**Task goal:** Can all of these lines be returned exactly?

**Given material:**
* * * * * * * * *

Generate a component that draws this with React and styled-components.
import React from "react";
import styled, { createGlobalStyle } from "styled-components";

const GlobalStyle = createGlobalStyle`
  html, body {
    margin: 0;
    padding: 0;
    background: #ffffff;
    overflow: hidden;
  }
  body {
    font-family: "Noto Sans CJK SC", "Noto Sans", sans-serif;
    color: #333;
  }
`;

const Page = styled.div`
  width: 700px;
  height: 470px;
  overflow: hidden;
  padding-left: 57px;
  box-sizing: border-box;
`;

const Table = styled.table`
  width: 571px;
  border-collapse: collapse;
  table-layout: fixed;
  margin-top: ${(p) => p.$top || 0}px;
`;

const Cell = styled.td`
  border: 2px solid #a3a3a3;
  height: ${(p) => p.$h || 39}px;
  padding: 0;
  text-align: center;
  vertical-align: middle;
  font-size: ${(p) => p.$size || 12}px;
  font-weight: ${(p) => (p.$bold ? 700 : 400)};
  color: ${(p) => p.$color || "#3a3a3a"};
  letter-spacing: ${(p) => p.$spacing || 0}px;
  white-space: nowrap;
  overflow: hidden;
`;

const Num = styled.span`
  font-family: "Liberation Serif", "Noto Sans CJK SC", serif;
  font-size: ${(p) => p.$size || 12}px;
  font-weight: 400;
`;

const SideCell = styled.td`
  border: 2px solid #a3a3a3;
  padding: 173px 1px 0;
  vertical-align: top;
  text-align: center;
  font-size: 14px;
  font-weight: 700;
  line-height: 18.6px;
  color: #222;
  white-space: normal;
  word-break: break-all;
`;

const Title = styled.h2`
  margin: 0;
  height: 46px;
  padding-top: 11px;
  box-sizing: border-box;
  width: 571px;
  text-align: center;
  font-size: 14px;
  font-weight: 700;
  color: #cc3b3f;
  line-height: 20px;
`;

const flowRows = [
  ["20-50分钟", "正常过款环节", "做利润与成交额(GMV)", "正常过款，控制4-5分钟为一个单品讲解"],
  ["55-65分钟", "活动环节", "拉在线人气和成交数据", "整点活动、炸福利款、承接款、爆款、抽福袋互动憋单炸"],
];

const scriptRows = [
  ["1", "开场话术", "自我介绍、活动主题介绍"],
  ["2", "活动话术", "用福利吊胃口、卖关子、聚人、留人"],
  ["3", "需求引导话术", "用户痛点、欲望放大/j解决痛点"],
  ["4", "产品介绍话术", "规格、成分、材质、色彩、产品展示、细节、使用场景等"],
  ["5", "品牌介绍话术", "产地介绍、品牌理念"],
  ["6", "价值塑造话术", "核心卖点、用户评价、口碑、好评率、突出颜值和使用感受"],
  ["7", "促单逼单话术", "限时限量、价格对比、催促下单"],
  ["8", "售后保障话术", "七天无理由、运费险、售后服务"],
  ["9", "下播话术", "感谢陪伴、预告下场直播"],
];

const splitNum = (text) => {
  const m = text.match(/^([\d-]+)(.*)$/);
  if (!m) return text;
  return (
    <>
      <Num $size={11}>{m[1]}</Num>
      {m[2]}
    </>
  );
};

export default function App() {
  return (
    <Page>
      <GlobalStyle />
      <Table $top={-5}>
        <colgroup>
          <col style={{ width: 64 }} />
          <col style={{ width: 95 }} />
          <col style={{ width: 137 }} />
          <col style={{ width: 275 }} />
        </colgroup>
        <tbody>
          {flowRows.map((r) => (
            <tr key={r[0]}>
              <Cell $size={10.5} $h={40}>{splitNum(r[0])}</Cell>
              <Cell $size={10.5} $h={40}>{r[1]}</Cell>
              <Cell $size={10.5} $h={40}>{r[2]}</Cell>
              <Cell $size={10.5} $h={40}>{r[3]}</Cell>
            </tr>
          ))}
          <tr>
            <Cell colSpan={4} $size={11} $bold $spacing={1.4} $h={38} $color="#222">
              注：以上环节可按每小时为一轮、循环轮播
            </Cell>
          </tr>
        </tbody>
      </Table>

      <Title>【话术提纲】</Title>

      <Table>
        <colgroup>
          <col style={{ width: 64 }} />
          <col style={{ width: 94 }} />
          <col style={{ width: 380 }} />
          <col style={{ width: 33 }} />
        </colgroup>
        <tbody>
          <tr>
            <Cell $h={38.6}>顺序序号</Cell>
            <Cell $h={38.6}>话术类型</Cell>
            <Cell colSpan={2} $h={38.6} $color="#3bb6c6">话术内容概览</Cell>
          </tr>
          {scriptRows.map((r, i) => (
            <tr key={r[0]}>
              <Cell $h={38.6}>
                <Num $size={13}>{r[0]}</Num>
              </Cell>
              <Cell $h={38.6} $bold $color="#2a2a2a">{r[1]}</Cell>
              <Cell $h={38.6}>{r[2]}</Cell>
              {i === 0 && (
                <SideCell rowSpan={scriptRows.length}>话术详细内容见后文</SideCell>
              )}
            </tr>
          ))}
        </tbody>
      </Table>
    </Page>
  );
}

* * * * * * * * *

**Complete response:**
Generate a component that draws this with React and styled-components.
import React from "react";
import styled, { createGlobalStyle } from "styled-components";

const GlobalStyle = createGlobalStyle`
  html, body {
    margin: 0;
    padding: 0;
    background: #ffffff;
    overflow: hidden;
  }
  body {
    font-family: "Noto Sans CJK SC", "Noto Sans", sans-serif;
    color: #333;
  }
`;

const Page = styled.div`
  width: 700px;
  height: 470px;
  overflow: hidden;
  padding-left: 57px;
  box-sizing: border-box;
`;

const Table = styled.table`
  width: 571px;
  border-collapse: collapse;
  table-layout: fixed;
  margin-top: ${(p) => p.$top || 0}px;
`;

const Cell = styled.td`
  border: 2px solid #a3a3a3;
  height: ${(p) => p.$h || 39}px;
  padding: 0;
  text-align: center;
  vertical-align: middle;
  font-size: ${(p) => p.$size || 12}px;
  font-weight: ${(p) => (p.$bold ? 700 : 400)};
  color: ${(p) => p.$color || "#3a3a3a"};
  letter-spacing: ${(p) => p.$spacing || 0}px;
  white-space: nowrap;
  overflow: hidden;
`;

const Num = styled.span`
  font-family: "Liberation Serif", "Noto Sans CJK SC", serif;
  font-size: ${(p) => p.$size || 12}px;
  font-weight: 400;
`;

const SideCell = styled.td`
  border: 2px solid #a3a3a3;
  padding: 173px 1px 0;
  vertical-align: top;
  text-align: center;
  font-size: 14px;
  font-weight: 700;
  line-height: 18.6px;
  color: #222;
  white-space: normal;
  word-break: break-all;
`;

const Title = styled.h2`
  margin: 0;
  height: 46px;
  padding-top: 11px;
  box-sizing: border-box;
  width: 571px;
  text-align: center;
  font-size: 14px;
  font-weight: 700;
  color: #cc3b3f;
  line-height: 20px;
`;

const flowRows = [
  ["20-50分钟", "正常过款环节", "做利润与成交额(GMV)", "正常过款，控制4-5分钟为一个单品讲解"],
  ["55-65分钟", "活动环节", "拉在线人气和成交数据", "整点活动、炸福利款、承接款、爆款、抽福袋互动憋单炸"],
];

const scriptRows = [
  ["1", "开场话术", "自我介绍、活动主题介绍"],
  ["2", "活动话术", "用福利吊胃口、卖关子、聚人、留人"],
  ["3", "需求引导话术", "用户痛点、欲望放大/j解决痛点"],
  ["4", "产品介绍话术", "规格、成分、材质、色彩、产品展示、细节、使用场景等"],
  ["5", "品牌介绍话术", "产地介绍、品牌理念"],
  ["6", "价值塑造话术", "核心卖点、用户评价、口碑、好评率、突出颜值和使用感受"],
  ["7", "促单逼单话术", "限时限量、价格对比、催促下单"],
  ["8", "售后保障话术", "七天无理由、运费险、售后服务"],
  ["9", "下播话术", "感谢陪伴、预告下场直播"],
];

const splitNum = (text) => {
  const m = text.match(/^([\d-]+)(.*)$/);
  if (!m) return text;
  return (
    <>
      <Num $size={11}>{m[1]}</Num>
      {m[2]}
    </>
  );
};

export default function App() {
  return (
    <Page>
      <GlobalStyle />
      <Table $top={-5}>
        <colgroup>
          <col style={{ width: 64 }} />
          <col style={{ width: 95 }} />
          <col style={{ width: 137 }} />
          <col style={{ width: 275 }} />
        </colgroup>
        <tbody>
          {flowRows.map((r) => (
            <tr key={r[0]}>
              <Cell $size={10.5} $h={40}>{splitNum(r[0])}</Cell>
              <Cell $size={10.5} $h={40}>{r[1]}</Cell>
              <Cell $size={10.5} $h={40}>{r[2]}</Cell>
              <Cell $size={10.5} $h={40}>{r[3]}</Cell>
            </tr>
          ))}
          <tr>
            <Cell colSpan={4} $size={11} $bold $spacing={1.4} $h={38} $color="#222">
              注：以上环节可按每小时为一轮、循环轮播
            </Cell>
          </tr>
        </tbody>
      </Table>

      <Title>【话术提纲】</Title>

      <Table>
        <colgroup>
          <col style={{ width: 64 }} />
          <col style={{ width: 94 }} />
          <col style={{ width: 380 }} />
          <col style={{ width: 33 }} />
        </colgroup>
        <tbody>
          <tr>
            <Cell $h={38.6}>顺序序号</Cell>
            <Cell $h={38.6}>话术类型</Cell>
            <Cell colSpan={2} $h={38.6} $color="#3bb6c6">话术内容概览</Cell>
          </tr>
          {scriptRows.map((r, i) => (
            <tr key={r[0]}>
              <Cell $h={38.6}>
                <Num $size={13}>{r[0]}</Num>
              </Cell>
              <Cell $h={38.6} $bold $color="#2a2a2a">{r[1]}</Cell>
              <Cell $h={38.6}>{r[2]}</Cell>
              {i === 0 && (
                <SideCell rowSpan={scriptRows.length}>话术详细内容见后文</SideCell>
              )}
            </tr>
          ))}
        </tbody>
      </Table>
    </Page>
  );
}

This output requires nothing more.